Bennett grew up in southern California, and started writing the novel while still in high school. "The book changed a lot over the years," she told Publishers Weekly. "I was growing up as I was writing it."
Selected by Jacqueline Woodson
Yaa Gyasi, "Homegoing"
Yaa Gyasi was born in Ghana and raised in Huntsville, Ala., and she mines both countries' painful histories in "Homegoing." The novel begins with two sisters who never meet: Effia and Esi are born just a few years apart in eighteenth-century Ghana, but the slave trade and the flow of history keep them apart. The book follows their descendants, jumping down one branch in the family tree every chapter until it reaches modern times.

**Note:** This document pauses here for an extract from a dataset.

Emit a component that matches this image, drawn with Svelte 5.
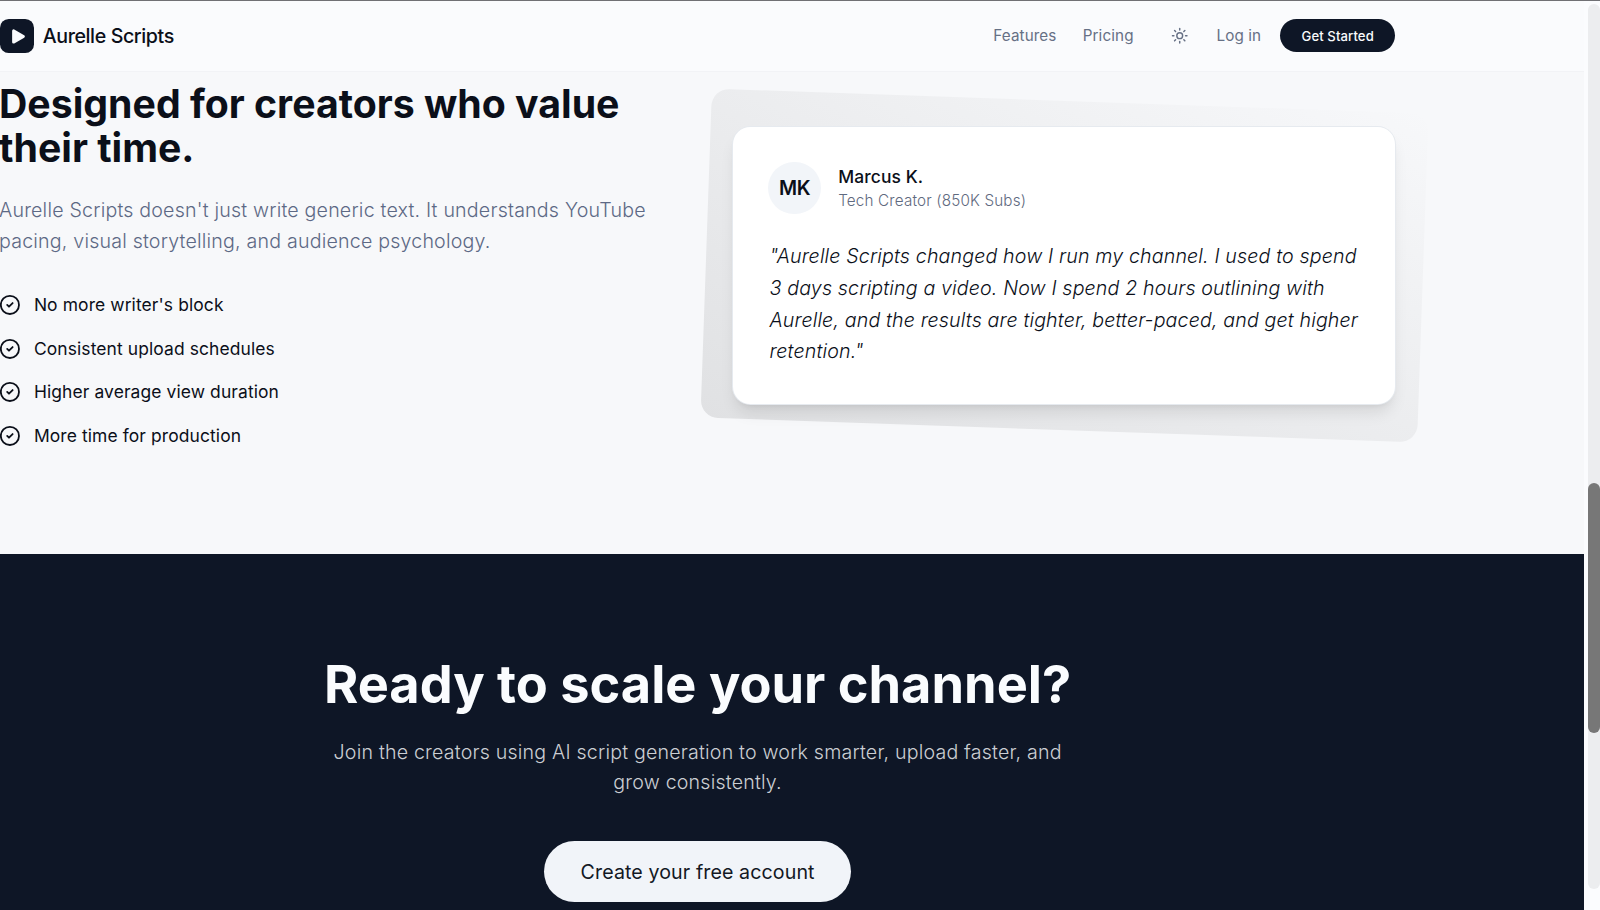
<script>
  const links = ['Features', 'Pricing'];

  const benefits = [
    "No more writer's block",
    'Consistent upload schedules',
    'Higher average view duration',
    'More time for production'
  ];

  const rays = [0, 45, 90, 135, 180, 225, 270, 315];
</script>

<div class="window">
  <div class="page">
    <header>
      <div class="container nav">
        <a class="brand" href="#top">
          <span class="logo">
            <svg viewBox="0 0 24 24" fill="currentColor" stroke="currentColor" stroke-width="4" stroke-linejoin="round">
              <path d="M5 4v16l14-8z" />
            </svg>
          </span>
          <span class="brand-name">Aurelle Scripts</span>
        </a>
        <nav>
          {#each links as link}
            <a class="link" href="#{link.toLowerCase()}">{link}</a>
          {/each}
          <button class="theme" aria-label="Toggle theme">
            <svg viewBox="0 0 24 24" fill="none" stroke="currentColor" stroke-width="2" stroke-linecap="round">
              <circle cx="12" cy="12" r="4" />
              {#each rays as angle}
                <path d="M12 2v2" transform="rotate({angle} 12 12)" />
              {/each}
            </svg>
          </button>
          <a class="link login" href="#login">Log in</a>
          <button class="start">Get Started</button>
        </nav>
      </div>
    </header>

    <section class="creators">
      <div class="container columns">
        <div class="copy">
          <h2>Designed for creators who value their time.</h2>
          <p>
            Aurelle Scripts doesn't just write generic text. It understands YouTube pacing, visual
            storytelling, and audience psychology.
          </p>
          <ul>
            {#each benefits as benefit}
              <li>
                <svg viewBox="0 0 24 24" fill="none" stroke="currentColor" stroke-width="2" stroke-linecap="round" stroke-linejoin="round">
                  <circle cx="12" cy="12" r="10" />
                  <path d="m9 12 2 2 4-4" />
                </svg>
                <span>{benefit}</span>
              </li>
            {/each}
          </ul>
        </div>
        <div class="testimonial">
          <div class="backdrop"></div>
          <div class="card">
            <div class="author">
              <div class="avatar">MK</div>
              <div>
                <div class="name">Marcus K.</div>
                <div class="role">Tech Creator (850K Subs)</div>
              </div>
            </div>
            <p class="quote">
              "Aurelle Scripts changed how I run my channel. I used to spend 3 days scripting a video.
              Now I spend 2 hours outlining with Aurelle, and the results are tighter, better-paced,
              and get higher retention."
            </p>
          </div>
        </div>
      </div>
    </section>

    <section class="cta">
      <div class="container cta-inner">
        <h2>Ready to scale your channel?</h2>
        <p>
          Join the creators using AI script generation to work smarter, upload faster, and grow
          consistently.
        </p>
        <button>Create your free account</button>
      </div>
    </section>
  </div>

  <div class="scrollbar">
    <div class="thumb"></div>
  </div>
</div>

<style>
  :global(html) {
    font-size: 17.44px;
  }

  :global(body) {
    overflow: hidden;
  }

  .window {
    display: flex;
    height: 910px;
    box-sizing: border-box;
    border-top: 1px solid #707074;
    background: #fbfcfe;
    font-family: Inter, sans-serif;
    letter-spacing: 0.006em;
    color: #0b0f19;
    overflow: hidden;
  }

  .page {
    width: 1584px;
    margin-right: 4px;
    display: flex;
    flex-direction: column;
    background: #f7f8fa;
  }

  .container {
    width: 80rem;
  }

  h2,
  p,
  ul {
    margin: 0;
    padding: 0;
  }

  a {
    color: inherit;
    text-decoration: none;
  }

  button {
    font: inherit;
    letter-spacing: inherit;
    border: none;
    padding: 0;
    cursor: pointer;
  }

  header {
    height: 71px;
    box-sizing: border-box;
    flex-shrink: 0;
    display: flex;
    background: #fafbfd;
    border-bottom: 1px solid #f2f3f6;
  }

  .nav {
    display: flex;
    align-items: center;
    justify-content: space-between;
  }

  .brand {
    display: flex;
    align-items: center;
    gap: 0.5rem;
  }

  .logo {
    width: 34px;
    height: 34px;
    border-radius: 0.5rem;
    background: #0e1626;
    color: #fafbfd;
    display: flex;
    align-items: center;
    justify-content: center;
  }

  .logo svg {
    width: 17px;
    height: 17px;
    margin-left: 2px;
  }

  .brand-name {
    font-size: 1.125rem;
    font-weight: 500;
    letter-spacing: -0.02em;
  }

  nav {
    display: flex;
    align-items: center;
    font-size: 0.875rem;
    color: #667085;
  }

  .link {
    margin-right: 1.5rem;
  }

  .theme {
    width: 2.25rem;
    height: 2.25rem;
    display: flex;
    align-items: center;
    justify-content: center;
    background: none;
    color: inherit;
    margin: 0 1rem 0 0;
  }

  .theme svg {
    width: 1rem;
    height: 1rem;
  }

  .login {
    margin-right: 19px;
  }

  .start {
    width: 115px;
    height: 33px;
    border-radius: 999px;
    background: #0e1626;
    color: #fafbfd;
    font-size: 0.75rem;
    font-weight: 500;
  }

  .creators {
    padding: 10px 0 6rem;
  }

  .columns {
    display: grid;
    grid-template-columns: 1fr 1fr;
    gap: 4rem;
    align-items: center;
  }

  .copy {
    margin-left: -1px;
  }

  .copy h2 {
    font-size: 2.25rem;
    line-height: 2.5rem;
    font-weight: 700;
    letter-spacing: 0;
    margin-bottom: 1.5rem;
  }

  .copy p {
    font-size: 1.125rem;
    line-height: 1.75rem;
    font-weight: 300;
    letter-spacing: 0.01em;
    color: #5d6985;
    margin-bottom: 35.6px;
  }

  ul {
    list-style: none;
    display: flex;
    flex-direction: column;
    gap: 1rem;
  }

  li {
    display: flex;
    align-items: center;
    gap: 0.75rem;
    line-height: 1.5rem;
  }

  li svg {
    width: 1.25rem;
    height: 1.25rem;
  }

  .testimonial {
    position: relative;
  }

  .backdrop {
    position: absolute;
    inset: -1.5rem -28px -1.5rem -1.5rem;
    border-radius: 1rem;
    background: linear-gradient(to top right, #e0e1e3, #f7f8fa);
    transform: rotate(2deg);
  }

  .card {
    position: relative;
    margin-left: 1px;
    padding: 35px 31px 36px 35px;
    border-radius: 1rem;
    background: #fff;
    box-shadow:
      0 0 0 1px #e6eaef,
      0 11px 16px -3px rgba(0, 0, 0, 0.1),
      0 4px 7px -4px rgba(0, 0, 0, 0.1);
  }

  .author {
    display: flex;
    align-items: center;
    gap: 1rem;
    margin-bottom: 27px;
  }

  .avatar {
    width: 3rem;
    height: 3rem;
    border-radius: 50%;
    background: #f2f5f9;
    display: flex;
    align-items: center;
    justify-content: center;
    font-size: 1.125rem;
    font-weight: 600;
    letter-spacing: -0.02em;
  }

  .name {
    font-weight: 500;
    line-height: 1.5rem;
  }

  .role {
    font-size: 0.875rem;
    line-height: 1.25rem;
    font-weight: 300;
    letter-spacing: 0.01em;
    color: #5f6a80;
  }

  .quote {
    padding-left: 1px;
    font-size: 1.125rem;
    line-height: 31.6px;
    font-weight: 300;
    font-style: italic;
    letter-spacing: 0.0075em;
  }

  .cta {
    flex: 1;
    padding-top: 6rem;
    background: #0e1626;
  }

  .cta-inner {
    display: flex;
    flex-direction: column;
    align-items: center;
    text-align: center;
  }

  .cta h2 {
    font-size: 3rem;
    line-height: 1;
    font-weight: 700;
    letter-spacing: 0;
    color: #fafcfe;
    margin-bottom: 1.5rem;
  }

  .cta p {
    max-width: 42rem;
    font-size: 1.125rem;
    line-height: 1.75rem;
    font-weight: 300;
    letter-spacing: 0.01em;
    color: #cbced3;
    margin-bottom: 2.5rem;
  }

  .cta button {
    width: 307px;
    height: 3.5rem;
    flex-shrink: 0;
    border-radius: 999px;
    background: #f1f4f9;
    color: #131824;
    font-size: 1.125rem;
  }

  .scrollbar {
    width: 12px;
    height: 885px;
    margin-top: 3px;
    border-radius: 6px;
    background: #ecedef;
  }

  .thumb {
    height: 250px;
    margin-top: 479px;
    border-radius: 6px;
    background: #777;
  }
</style>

Selected by Ta-Nehisi Coates
Greg Jackson, "Prodigals"
The New York Times praised the writing in Greg Jackson's collection of short stories as "so bold and perceptive that it delivers a contact high." Jackson's stories satirize privilege and wealth, from the lawyer who finds a homeless girl living in her beach home to a journalist who visits a reclusive tennis star's estate in France.
Selected by Lauren Groff
S. Li, "Transoceanic Lights"
"Transoceanic Lights" is perhaps the biggest surprise on the "5 Under 35" list, and it's the only book published by a small press. It follows a family of Chinese immigrants struggling to adjust to life in the U.S.
The story line parallels Li's own history: H left China when he was five. Li earned a medical degree before publishing his first novel, putting him in the ranks of many other doctors-turned-writers, including Abraham Verghese and Ethan Canin.
Selected by Karen Bender
Thomas Pierce, "Hall of Small Mammals"
Publishers Weekly called Thomas Pierce's short story collection "compulsively addictive and delightfully strange." (It was also one of my favorite books of last year.)
Pierce was born and raised in South Carolina. You can listen to him read from the story "Shirley Temple III," about a miniature mammoth brought back from extinction, on The Dinner Party Download.